Von der Welt als Schöpfung reden. Vier Grundüberzeugungen
1. Dankbar sein für das Leben
. Ein einfaches Gedankenexperiment: Wieviel Gestirne unserer Galaxie ermöglichen Atmen, Essen, Trinken und Wohnen bis ins hohe Alter? Wir kennen bislang keinen zweiten Stern, auf dem das möglich ist. Dass wir leben und nicht nicht leben, ist ein Geschenk, das wir dankbar annehmen dürfen. Dazu haben wir als vernunftbegabte Wesen die Möglichkeit, die Schöpfung verantwortlich mitzugestalten. Noch ein Grund zur Dankbarkeit.

Der didaktische Wert der biblischen Schöpfunserzählung wird überschätzt.
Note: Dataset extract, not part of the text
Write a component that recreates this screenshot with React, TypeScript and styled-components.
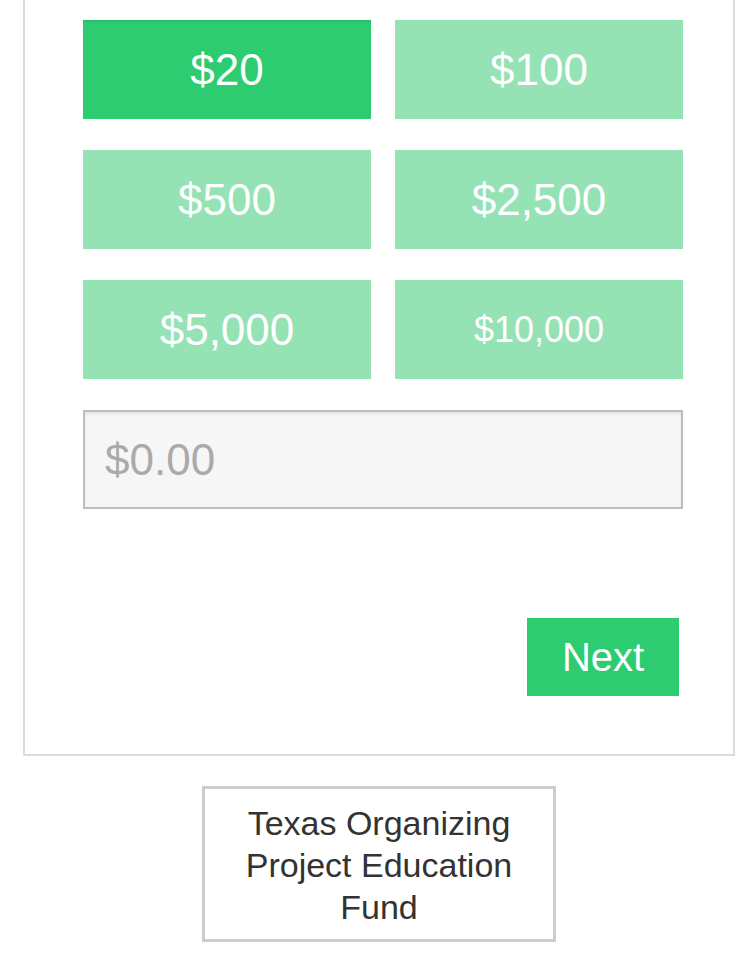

2. Verantwortung für die Zukunft übernehmen. Die Schöpfung ist in Gefahr. Unser Planet braucht aber ohne Zweifel „mehr Gerechtigkeit und mehr Frieden, vor allem aber weniger Feinstaub, weniger Müll, weniger Lärm, weniger betonierte Flächen, weniger Ausgrenzung, weniger Antibiotika in der Tierhaltung, weniger Zerstörung der Artenvielfalt.“ (aus: Geliehen ist der Stern, S. 11). Die Notwendigkeit der Veränderung ist nicht mehr allein eine religiöse Pflicht, sie ist ein Gebot der Vernunft. Ein „Weiter so“ ist keine Option.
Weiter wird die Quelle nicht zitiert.